Similarly, the use of encryption in 4G (VoLTE) and 5G (Standalone 5G)
telecommunication technologies complicates law enforcement and judicial
authorities’ ability to carry out investigations. These standards introduce endto-end encryption (E2EE) for voice calls over the network, which complicates
lawful interception of criminal communications in roaming scenarios. For this
reason, it is important for the communication service providers to disable
privacy-enhancing technologies in home routing scenarios. Looking into the
future, it is vital that law enforcement needs are taken into account when
designing standards for the next generation telecommunication services (e.g.
6G) and that the architecture introduced has innate features that enable law
enforcement to carry out their criminal investigations.

The use of biometric recognition is predicated on being able to safely store and
use biometric data, which can be enabled by biometric template protection
(BTP) technologies. These technologies enable citizens to, for example,
use national ID cards, passports or conduct banking transactions through
biometric verification, while recognition comparison operations take place
in the encrypted domain. The security and privacy of current biometric
recognition systems still need to be enhanced before they become fully
deployable in public services.

Artificial intelligence (AI) and large language models (LLMs) continue to play
an important role in cryptography. These technologies can be used for both
strengthening encryption algorithms as well as for analysing cryptographic
security systems, which in some cases helps break the encryption by
scrutinising its mathematical properties.

The same goes for the advancements that are being made in the field of
quantum computing, which can be used for breaking cryptographic protocols in
the future. This ties in with the well-known concept of ’store now, decrypt later’
that could create opportunities for law enforcement to decrypt stored criminal
communications, but also creates risks as malicious actors might also be
gathering encrypted data with the same prospect in mind. In addition, quantum
computing will likely also support the creation of new digital forensic techniques
that help with the retrieval of electronic evidence in investigations.

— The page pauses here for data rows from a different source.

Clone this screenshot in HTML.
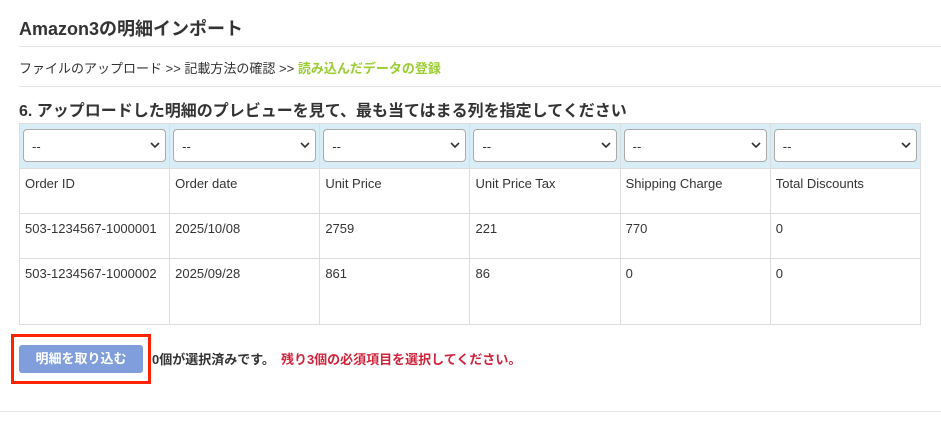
<!DOCTYPE html>
<html><head><meta charset="utf-8"><style>
body{margin:0;width:941px;height:431px;background:#fff;font-family:"Liberation Sans","Noto Sans CJK JP",sans-serif;color:#333;position:relative;overflow:hidden}
.a{position:absolute}
h1{position:absolute;left:19px;top:15px;margin:0;font-size:18px;font-weight:bold;color:#333}
.hr{position:absolute;left:19px;right:0;height:1px;background:#e5e5e5}
.bc{left:19px;top:58px;font-size:13px;color:#333}
.bc b{color:#9acd32}
.h6{left:19px;top:97px;font-size:16px;font-weight:bold}
table{position:absolute;left:19px;top:123px;width:902px;border-collapse:collapse;font-size:13px;table-layout:fixed}
td{border:1px solid #ddd;vertical-align:top;padding:0 5px}
tr.s td{background:#d9edf7;height:45px;padding:5px 3px;box-sizing:border-box}
.sel{height:33px;border:1px solid #aaa;border-radius:4px;background:#fff;position:relative;font-size:13px;line-height:33px;padding-left:8px;box-sizing:border-box}
.sel svg{position:absolute;right:5px;top:12px}
tr.r td{height:45px;padding-top:7px;box-sizing:border-box}
tr.r2 td{height:66px}
.box{left:11px;top:334px;width:134px;height:44px;border:3px solid #ff2200}
.btn{left:19px;top:345px;width:124px;height:28px;background:#7f9edb;border-radius:3px;color:#fff;font-weight:bold;font-size:13px;text-align:center;line-height:28px}
.msg{left:152px;top:349px;font-size:13px;font-weight:bold}
.msg span{color:#d0243c;margin-left:6px}
</style></head><body>
<h1>Amazon3の明細インポート</h1>
<div class="hr" style="top:46px"></div>
<div class="a bc">ファイルのアップロード &gt;&gt; 記載方法の確認 &gt;&gt; <b>読み込んだデータの登録</b></div>
<div class="hr" style="top:86px"></div>
<div class="a h6">6. アップロードした明細のプレビューを見て、最も当てはまる列を指定してください</div>
<table>
<tr class="s"><td><div class="sel">--<svg width="10" height="7"><path d="M1 1l4 4 4-4" stroke="#333" stroke-width="1.6" fill="none"/></svg></div></td><td><div class="sel">--<svg width="10" height="7"><path d="M1 1l4 4 4-4" stroke="#333" stroke-width="1.6" fill="none"/></svg></div></td><td><div class="sel">--<svg width="10" height="7"><path d="M1 1l4 4 4-4" stroke="#333" stroke-width="1.6" fill="none"/></svg></div></td><td><div class="sel">--<svg width="10" height="7"><path d="M1 1l4 4 4-4" stroke="#333" stroke-width="1.6" fill="none"/></svg></div></td><td><div class="sel">--<svg width="10" height="7"><path d="M1 1l4 4 4-4" stroke="#333" stroke-width="1.6" fill="none"/></svg></div></td><td><div class="sel">--<svg width="10" height="7"><path d="M1 1l4 4 4-4" stroke="#333" stroke-width="1.6" fill="none"/></svg></div></td></tr>
<tr class="r"><td>Order ID</td><td>Order date</td><td>Unit Price</td><td>Unit Price Tax</td><td>Shipping Charge</td><td>Total Discounts</td></tr>
<tr class="r"><td>503-1234567-1000001</td><td>2025/10/08</td><td>2759</td><td>221</td><td>770</td><td>0</td></tr>
<tr class="r r2"><td>503-1234567-1000002</td><td>2025/09/28</td><td>861</td><td>86</td><td>0</td><td>0</td></tr>
</table>
<div class="a box"></div>
<div class="a btn">明細を取り込む</div>
<div class="a msg">0個が選択済みです。<span>残り3個の必須項目を選択してください。</span></div>
<div class="hr" style="top:411px;left:0"></div>
</body></html>
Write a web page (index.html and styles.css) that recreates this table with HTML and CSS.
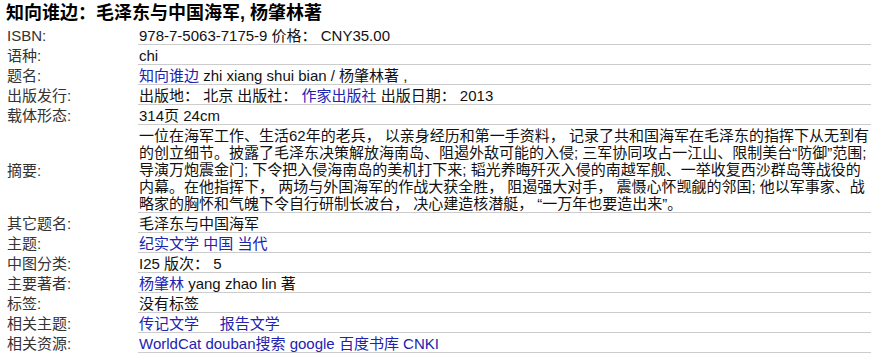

The main future research areas relevant for policymakers in the areas of
law enforcement and justice will most likely be the use of “user-controlled”
encryption (and its effect on digital forensics and decryption capabilities),
the development of quantum computing, and the use of encrypted data for
development of machine learning (ML) algorithms. The EU has different funding
schemes that can be leveraged to develop research projects to address the
challenges related to these technologies.